Hike in fuel prices equals inflation

The Russian invasion of Ukraine has fuelled speculations of a hike in fuel prices as global oil markets take a hit. In India the price hike of fuel had been kept in abeyance only because of the elections in UP, Punjab and Manipur. Union Minister for Petroleum and Natural Gas, Hardeep Singh Puri, earlier on Wednesday stated that any decision in hiking oil prices will be taken in the interest of the people. He however did not rule out that the Russia-Ukraine conflict will play an important factor in oil companies deciding oil prices. India relies on imports for nearly 85% of its crude oil requirement. At the moment the increase in fuel prices is nearly about 60 percent. The rupee has plummeted so low that one dollar today is equivalent to Rs 80. This is sure to hurt India and its oil companies. Corporate heads are already complaining that they are the most affected due to the hike in oil and gas prices.
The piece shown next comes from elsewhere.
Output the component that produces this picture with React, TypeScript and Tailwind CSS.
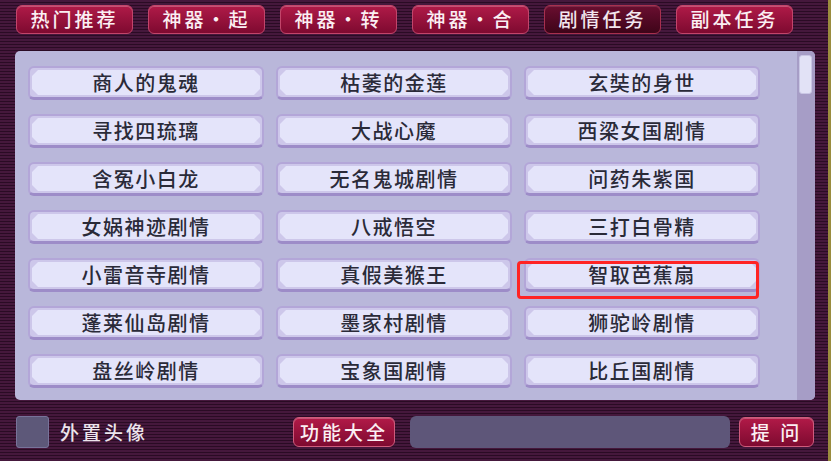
import React from "react";

const tabs = ["热门推荐", "神器・起", "神器・转", "神器・合", "剧情任务", "副本任务"];

const quests: string[][] = [
  ["商人的鬼魂", "枯萎的金莲", "玄奘的身世"],
  ["寻找四琉璃", "大战心魔", "西梁女国剧情"],
  ["含冤小白龙", "无名鬼城剧情", "问药朱紫国"],
  ["女娲神迹剧情", "八戒悟空", "三打白骨精"],
  ["小雷音寺剧情", "真假美猴王", "智取芭蕉扇"],
  ["蓬莱仙岛剧情", "墨家村剧情", "狮驼岭剧情"],
  ["盘丝岭剧情", "宝象国剧情", "比丘国剧情"],
];

const Tab = ({ label, active }: { label: string; active?: boolean }) => (
  <div
    className={
      active
        ? "w-[117px] h-[29px] rounded-[6px] border border-[#a8304e] bg-gradient-to-b from-[#6a0e30] to-[#3e0519] flex items-center justify-center text-[19px] font-medium tracking-[3px] text-[#f2e6ee] shadow-[inset_0_1px_0_rgba(255,255,255,0.12)]"
        : "w-[117px] h-[29px] rounded-[6px] border border-[#c2456a] bg-gradient-to-b from-[#b01a48] to-[#7e0a30] flex items-center justify-center text-[19px] font-medium tracking-[3px] text-[#fbeff3] shadow-[inset_0_1px_0_rgba(255,255,255,0.25)]"
    }
  >
    {label}
  </div>
);

const QuestButton = ({ label, selected }: { label: string; selected?: boolean }) => (
  <div className="relative h-[34px]">
    <div className="h-full rounded-[6px] border-2 border-[#b3a6d8] border-b-[3px] border-b-[#9d8cc8] bg-[#cdc7ea] p-[2px]">
      <div className="h-full bg-[#e4e4fa] [clip-path:polygon(6px_0,calc(100%_-_6px)_0,100%_6px,100%_calc(100%_-_6px),calc(100%_-_6px)_100%,6px_100%,0_calc(100%_-_6px),0_6px)] flex items-center justify-center text-[20px] font-medium tracking-[1.5px] text-[#2a2a38]">
        {label}
      </div>
    </div>
    {selected && (
      <div className="absolute left-[-7px] top-[3px] w-[242px] h-[38px] rounded-[4px] border-[3px] border-[#ff2424]" />
    )}
  </div>
);

const RedButton = ({ label, width }: { label: string; width: string }) => (
  <div
    className={`${width} h-[30px] rounded-[6px] border border-[#cf5c7c] bg-gradient-to-b from-[#b21a48] to-[#7e0a30] flex items-center justify-center text-[19px] font-medium tracking-[3px] text-[#fbeff3] shadow-[inset_0_1px_0_rgba(255,255,255,0.25)]`}
  >
    {label}
  </div>
);

export default function App() {
  return (
    <div className="w-[831px] h-[461px] overflow-hidden flex flex-col border-r-[3px] border-[#9a8c3e] bg-[repeating-linear-gradient(to_bottom,#45183c_0px,#45183c_2px,#2a0b24_2px,#2a0b24_3px)] font-['Noto_Sans_CJK_SC','Noto_Sans',sans-serif]">
      <div className="flex gap-[15px] pl-[16px] pt-[5px]">
        {tabs.map((t) => (
          <Tab key={t} label={t} active={t === "剧情任务"} />
        ))}
      </div>

      <div className="ml-[15px] mt-[17px] w-[800px] h-[349px] rounded-[5px] bg-[#b9b7da] flex overflow-hidden">
        <div className="flex-1 pl-[13px] pt-[15px] grid grid-cols-[236px_236px_236px] gap-x-[12px] gap-y-[14px] content-start">
          {quests.map((row, r) =>
            row.map((q, c) => (
              <QuestButton key={q} label={q} selected={r === 4 && c === 2} />
            ))
          )}
        </div>
        <div className="w-[18px] h-full bg-[#a69dc6] pt-[4px] pl-[2px]">
          <div className="w-[13px] h-[39px] rounded-[3px] border border-[#c9c6e4] bg-[#e2e2f6]" />
        </div>
      </div>

      <div className="flex items-center pl-[16px] mt-[16px]">
        <div className="w-[33px] h-[32px] rounded-[3px] border border-[#77739a] bg-[#5d5879]" />
        <span className="ml-[11px] w-[233px] text-[19px] font-medium tracking-[3px] text-[#ece4ec]">
          外置头像
        </span>
        <RedButton label="功能大全" width="w-[102px]" />
        <div className="ml-[15px] w-[320px] h-[32px] rounded-[6px] bg-[#5e5679]" />
        <div className="ml-[9px]">
          <RedButton label="提 问" width="w-[75px]" />
        </div>
      </div>
    </div>
  );
}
Up until Tuesday the prices of petrol and diesel remain unchanged but India will not be in a position to hold back the hike. The world today is deeply interconnected and interdependent and so too the markets. One event like the Russian invasion of Ukraine will affect oil prices across the world. Although the Union Petroleum Minister has said that any decision with regards to oil and gas pricing will be taken ‘in the best interests of citizens,’ he has not unveiled India’s plans yet. Today crude oil prices have gone up to $140 per barrel in the global market, the highest since July 2008. India cannot remain unaffected. A hike especially in diesel will affect the common man as it will lead to run-away inflation. Political observers say that domestic oil companies, which control the market, have not raised prices since November last year with the aim of helping the BJP in the state assembly elections particularly that of Uttar Pradesh. Now that elections are over, oil companies can no longer take the heat. Apparently, Government will be raising oil prices in a phased manner. The Opposition parties are already gearing to push for fuel tax cuts when Parliament meets from March 14 next.
State oil companies have said they need a price increase of 10-12 rupees per litre for petrol and diesel to cut their losses. But the government is unlikely to cut fuel taxes at least before March 31, considering the impact of that on state revenues. For states like Meghalaya that rely heavily on road transport for goods, the impact of the hike on diesel prices will hit the consumers where it hurts most. The State Government is unlikely to cut down taxes on fuel because that is one source for revenue generation. The common citizen bears the brunt always!